> [TASK DESCRIPTION] Go through the material and write it all out exactly, minus the pictures.

> [DATA]
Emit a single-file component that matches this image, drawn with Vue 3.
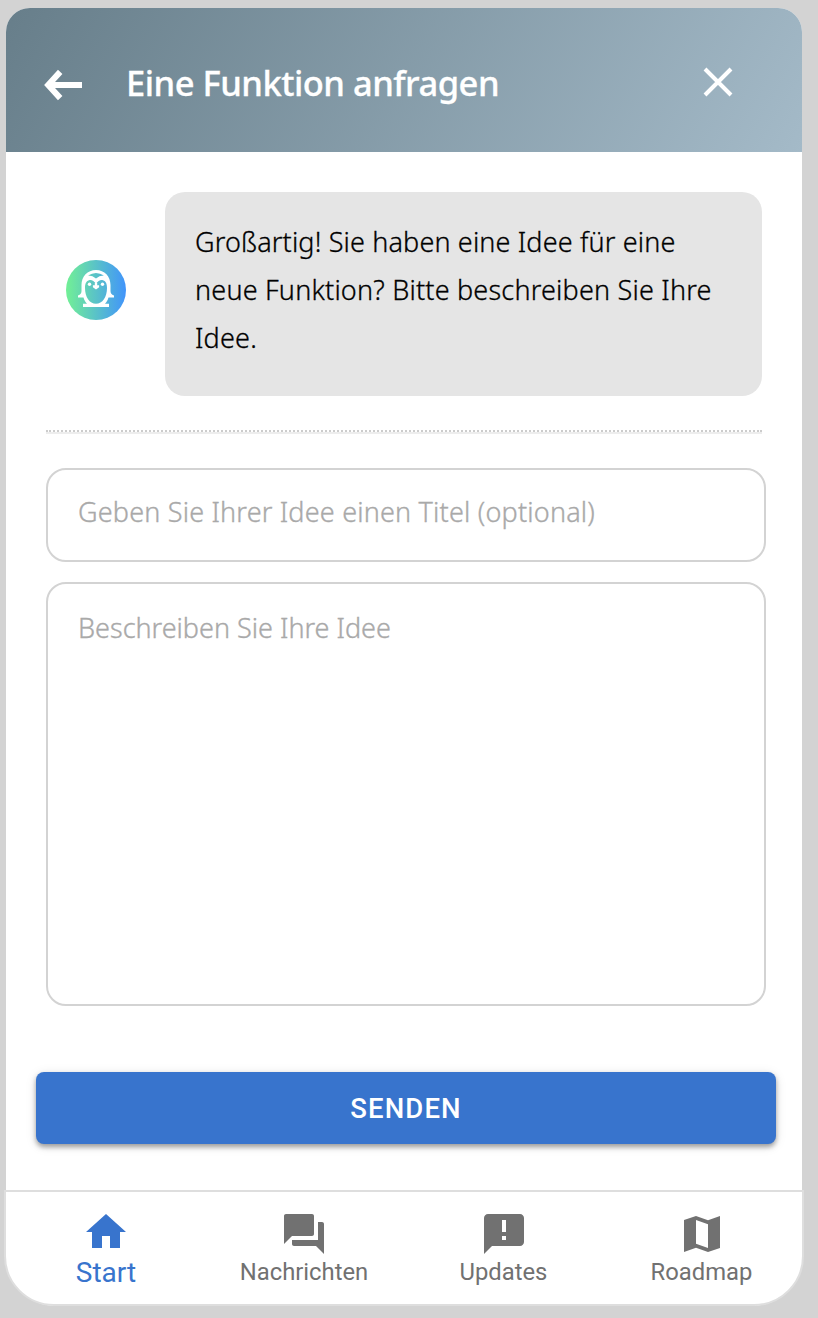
<script setup>
const tabs = [
  { label: 'Start', active: true, path: 'M10 20v-6h4v6h5v-8h3L12 3 2 12h3v8z' },
  { label: 'Nachrichten', path: 'M21 6h-2v9H6v2c0 .55.45 1 1 1h11l4 4V7c0-.55-.45-1-1-1zm-4 6V3c0-.55-.45-1-1-1H3c-.55 0-1 .45-1 1v14l4-4h10c.55 0 1-.45 1-1z' },
  { label: 'Updates', path: 'M20 2H4c-1.1 0-2 .9-2 2v18l4-4h14c1.1 0 2-.9 2-2V4c0-1.1-.9-2-2-2zm-7 9h-2V5h2v6zm0 4h-2v-2h2v2z' },
  { label: 'Roadmap', path: 'M21 3l-6 2.1L9 3 3 5v16l6-2.1 6 2.1 6-2V3zM15 19l-6-2.1V5l6 2.1V19z' }
]
</script>

<template>
  <div class="page">
    <main class="widget">
      <header class="header">
        <svg class="back" viewBox="0 0 40 32"><path d="M17.200 2.900 5.200 16l12 13.100M6 16h33" /></svg>
        <h1><span class="title">Eine Funktion anfragen</span></h1>
        <svg class="close" viewBox="0 0 30 30"><path d="M2 2l26 26M28 2 2 28" /></svg>
      </header>
      <section class="content">
        <div class="message">
          <svg class="avatar" viewBox="0 0 60 60">
            <defs>
              <linearGradient id="avatar-fill" gradientUnits="userSpaceOnUse" x1="0" y1="0" x2="60" y2="0">
                <stop offset="0" stop-color="#72f095" />
                <stop offset="1" stop-color="#4194fb" />
              </linearGradient>
            </defs>
            <circle cx="30" cy="30" r="30" fill="url(#avatar-fill)" />
            <path class="body" d="M30 10c-8.600 0-14.500 6.500-14.500 15v6c0 2-1 3.600-3.500 4.600v1.900h5.500c.8 2.700 1.900 4.600 3.500 6.300h-4V47h26v-3.200h-4c1.600-1.700 2.700-3.600 3.500-6.300H48v-1.900c-2.500-1-3.500-2.600-3.500-4.600v-6C44.500 16.500 38.600 10 30 10z" />
            <path fill="url(#avatar-fill)" d="M22 15.500Q30 10.500 38 15.500Q33.500 15.300 30 18.500Q26.500 15.300 22 15.500zM30 23.800c-2-3-4.600-4.400-7-3.600-3.200 1-4 4-4 7.700C19 37 23.500 43.700 30 43.700S41 37 41 27.900c0-3.700-.8-6.700-4-7.700-2.400-.8-5 .6-7 3.600z" />
            <circle class="body" cx="23.500" cy="24.300" r="1.700" />
            <circle class="body" cx="36.500" cy="24.300" r="1.700" />
            <path class="body" d="M28.800 23h2.400v2.300h1.900v1.900L30 29.500l-3.100-2.300v-1.900h1.900z" />
          </svg>
          <div class="bubble">
            <div class="first">Großartig! Sie haben eine Idee für eine</div>
            <div>neue Funktion? Bitte beschreiben Sie Ihre</div>
            <div>Idee.</div>
          </div>
        </div>
        <div class="divider"></div>
        <input class="field" placeholder="Geben Sie Ihrer Idee einen Titel (optional)" />
        <textarea class="field area" placeholder="Beschreiben Sie Ihre Idee"></textarea>
        <button class="send">SENDEN</button>
      </section>
      <nav class="tabs">
        <div v-for="tab in tabs" :key="tab.label" class="tab" :class="{ active: tab.active }">
          <svg viewBox="0 0 24 24"><path :d="tab.path" fill-rule="evenodd" /></svg>
          <span>{{ tab.label }}</span>
        </div>
      </nav>
    </main>
  </div>
</template>

<style>
body { background: #d3d3d3; }
</style>

<style scoped>
* { box-sizing: border-box; }
.page { height: 1318px; padding: 8px 16px 12px 6px; background: #d3d3d3; font-family: "Noto Sans", sans-serif; overflow: hidden; }
.widget { width: 796px; height: 1298px; display: flex; flex-direction: column; background: #fff; border-radius: 24px 24px 50px 50px; }
.header { height: 144px; flex: none; display: flex; align-items: flex-start; border-radius: 24px 24px 0 0; background: linear-gradient(120deg, #677e8a 0%, #a4bac8 100%); color: #fff; }
.back { width: 40px; height: 32px; margin: 61px 0 0 37px; fill: none; stroke: #fff; stroke-width: 6; }
h1 { flex: 1; margin: 50px 0 0 43px; font-size: 34.500px; line-height: 50px; font-weight: 500; white-space: nowrap; }
.title { letter-spacing: -.5px; -webkit-text-stroke: .3px; }
.close { width: 30px; height: 30px; margin: 59px 69px 0 0; fill: none; stroke: #fff; stroke-width: 4; }
.content { flex: 1; display: flex; flex-direction: column; padding: 40px 36px 0 40px; }
.message { display: flex; align-items: center; height: 204px; }
.avatar { width: 60px; height: 60px; margin: 0 39px 8px 20px; }
.body { fill: #fff; }
.bubble { width: 597px; height: 204px; padding: 26px 30px; border-radius: 20px; background: #e5e5e5; color: #000; font-size: 27px; line-height: 48px; font-weight: 300; letter-spacing: .2px; -webkit-text-stroke: .3px; white-space: nowrap; }
.first { letter-spacing: .15px; }
.divider { width: 716px; height: 4px; margin: 34px 0; border: 2px dotted #ccc; border-bottom: 2px solid #ededed; border-width: 2px 0; }
.field { display: block; width: 720px; height: 94px; flex: none; margin: 0; padding: 0 30px 8px; border: 2px solid #d3d3d3; border-radius: 20px; outline: 0; background: #fff; color: #000; font: 300 27px/40px "Noto Sans", sans-serif; letter-spacing: .19px; }
.field::placeholder { color: #a9a9a9; opacity: 1; -webkit-text-stroke: .35px #a9a9a9; }
.area { height: 424px; margin-top: 20px; padding-top: 24px; resize: none; letter-spacing: 0; }
.send { width: 740px; height: 72px; flex: none; margin: 66px 0 0 -10px; padding: 1px 0 0; border: 0; border-radius: 8px; background: #3874cd; color: #fff; font: 500 27.500px/71px Roboto, sans-serif; letter-spacing: 1.100px; box-shadow: 0 3px 5px rgba(0,0,0,.35), 0 2px 12px rgba(0,0,0,.1); }
.tabs { width: 800px; height: 116px; flex: none; display: grid; grid-template-columns: 200px 198px 199px 199px; margin-left: -2px; border: 2px solid #dedede; border-radius: 0 0 50px 50px; background: #fff; }
.tab { display: flex; flex-direction: column; align-items: center; padding-top: 18px; color: #717171; font: 400 23.800px/28px Roboto, sans-serif; }
.tab:nth-child(2) { margin-left: -1px; margin-right: 1px; }
.tab:nth-child(4) { margin-left: -1px; margin-right: 1px; }
.tab svg { width: 48px; height: 48px; fill: currentColor; }
.active { padding-top: 16px; color: #3874cd; font-size: 28px; line-height: 34px; }
</style>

> [SOLUTION FOR THIS PROBLEM]
Emit a single-file component that matches this image, drawn with Vue 3.
<script setup>
const tabs = [
  { label: 'Start', active: true, path: 'M10 20v-6h4v6h5v-8h3L12 3 2 12h3v8z' },
  { label: 'Nachrichten', path: 'M21 6h-2v9H6v2c0 .55.45 1 1 1h11l4 4V7c0-.55-.45-1-1-1zm-4 6V3c0-.55-.45-1-1-1H3c-.55 0-1 .45-1 1v14l4-4h10c.55 0 1-.45 1-1z' },
  { label: 'Updates', path: 'M20 2H4c-1.1 0-2 .9-2 2v18l4-4h14c1.1 0 2-.9 2-2V4c0-1.1-.9-2-2-2zm-7 9h-2V5h2v6zm0 4h-2v-2h2v2z' },
  { label: 'Roadmap', path: 'M21 3l-6 2.1L9 3 3 5v16l6-2.1 6 2.1 6-2V3zM15 19l-6-2.1V5l6 2.1V19z' }
]
</script>

<template>
  <div class="page">
    <main class="widget">
      <header class="header">
        <svg class="back" viewBox="0 0 40 32"><path d="M17.200 2.900 5.200 16l12 13.100M6 16h33" /></svg>
        <h1><span class="title">Eine Funktion anfragen</span></h1>
        <svg class="close" viewBox="0 0 30 30"><path d="M2 2l26 26M28 2 2 28" /></svg>
      </header>
      <section class="content">
        <div class="message">
          <svg class="avatar" viewBox="0 0 60 60">
            <defs>
              <linearGradient id="avatar-fill" gradientUnits="userSpaceOnUse" x1="0" y1="0" x2="60" y2="0">
                <stop offset="0" stop-color="#72f095" />
                <stop offset="1" stop-color="#4194fb" />
              </linearGradient>
            </defs>
            <circle cx="30" cy="30" r="30" fill="url(#avatar-fill)" />
            <path class="body" d="M30 10c-8.600 0-14.500 6.500-14.500 15v6c0 2-1 3.600-3.500 4.600v1.900h5.500c.8 2.700 1.900 4.600 3.500 6.300h-4V47h26v-3.200h-4c1.600-1.700 2.700-3.600 3.500-6.300H48v-1.900c-2.500-1-3.500-2.600-3.500-4.600v-6C44.500 16.500 38.600 10 30 10z" />
            <path fill="url(#avatar-fill)" d="M22 15.500Q30 10.500 38 15.500Q33.500 15.300 30 18.500Q26.500 15.300 22 15.500zM30 23.800c-2-3-4.600-4.400-7-3.600-3.200 1-4 4-4 7.700C19 37 23.500 43.700 30 43.700S41 37 41 27.900c0-3.700-.8-6.700-4-7.700-2.400-.8-5 .6-7 3.600z" />
            <circle class="body" cx="23.500" cy="24.300" r="1.700" />
            <circle class="body" cx="36.500" cy="24.300" r="1.700" />
            <path class="body" d="M28.800 23h2.400v2.300h1.900v1.900L30 29.500l-3.100-2.300v-1.900h1.900z" />
          </svg>
          <div class="bubble">
            <div class="first">Großartig! Sie haben eine Idee für eine</div>
            <div>neue Funktion? Bitte beschreiben Sie Ihre</div>
            <div>Idee.</div>
          </div>
        </div>
        <div class="divider"></div>
        <input class="field" placeholder="Geben Sie Ihrer Idee einen Titel (optional)" />
        <textarea class="field area" placeholder="Beschreiben Sie Ihre Idee"></textarea>
        <button class="send">SENDEN</button>
      </section>
      <nav class="tabs">
        <div v-for="tab in tabs" :key="tab.label" class="tab" :class="{ active: tab.active }">
          <svg viewBox="0 0 24 24"><path :d="tab.path" fill-rule="evenodd" /></svg>
          <span>{{ tab.label }}</span>
        </div>
      </nav>
    </main>
  </div>
</template>

<style>
body { background: #d3d3d3; }
</style>

<style scoped>
* { box-sizing: border-box; }
.page { height: 1318px; padding: 8px 16px 12px 6px; background: #d3d3d3; font-family: "Noto Sans", sans-serif; overflow: hidden; }
.widget { width: 796px; height: 1298px; display: flex; flex-direction: column; background: #fff; border-radius: 24px 24px 50px 50px; }
.header { height: 144px; flex: none; display: flex; align-items: flex-start; border-radius: 24px 24px 0 0; background: linear-gradient(120deg, #677e8a 0%, #a4bac8 100%); color: #fff; }
.back { width: 40px; height: 32px; margin: 61px 0 0 37px; fill: none; stroke: #fff; stroke-width: 6; }
h1 { flex: 1; margin: 50px 0 0 43px; font-size: 34.500px; line-height: 50px; font-weight: 500; white-space: nowrap; }
.title { letter-spacing: -.5px; -webkit-text-stroke: .3px; }
.close { width: 30px; height: 30px; margin: 59px 69px 0 0; fill: none; stroke: #fff; stroke-width: 4; }
.content { flex: 1; display: flex; flex-direction: column; padding: 40px 36px 0 40px; }
.message { display: flex; align-items: center; height: 204px; }
.avatar { width: 60px; height: 60px; margin: 0 39px 8px 20px; }
.body { fill: #fff; }
.bubble { width: 597px; height: 204px; padding: 26px 30px; border-radius: 20px; background: #e5e5e5; color: #000; font-size: 27px; line-height: 48px; font-weight: 300; letter-spacing: .2px; -webkit-text-stroke: .3px; white-space: nowrap; }
.first { letter-spacing: .15px; }
.divider { width: 716px; height: 4px; margin: 34px 0; border: 2px dotted #ccc; border-bottom: 2px solid #ededed; border-width: 2px 0; }
.field { display: block; width: 720px; height: 94px; flex: none; margin: 0; padding: 0 30px 8px; border: 2px solid #d3d3d3; border-radius: 20px; outline: 0; background: #fff; color: #000; font: 300 27px/40px "Noto Sans", sans-serif; letter-spacing: .19px; }
.field::placeholder { color: #a9a9a9; opacity: 1; -webkit-text-stroke: .35px #a9a9a9; }
.area { height: 424px; margin-top: 20px; padding-top: 24px; resize: none; letter-spacing: 0; }
.send { width: 740px; height: 72px; flex: none; margin: 66px 0 0 -10px; padding: 1px 0 0; border: 0; border-radius: 8px; background: #3874cd; color: #fff; font: 500 27.500px/71px Roboto, sans-serif; letter-spacing: 1.100px; box-shadow: 0 3px 5px rgba(0,0,0,.35), 0 2px 12px rgba(0,0,0,.1); }
.tabs { width: 800px; height: 116px; flex: none; display: grid; grid-template-columns: 200px 198px 199px 199px; margin-left: -2px; border: 2px solid #dedede; border-radius: 0 0 50px 50px; background: #fff; }
.tab { display: flex; flex-direction: column; align-items: center; padding-top: 18px; color: #717171; font: 400 23.800px/28px Roboto, sans-serif; }
.tab:nth-child(2) { margin-left: -1px; margin-right: 1px; }
.tab:nth-child(4) { margin-left: -1px; margin-right: 1px; }
.tab svg { width: 48px; height: 48px; fill: currentColor; }
.active { padding-top: 16px; color: #3874cd; font-size: 28px; line-height: 34px; }
</style>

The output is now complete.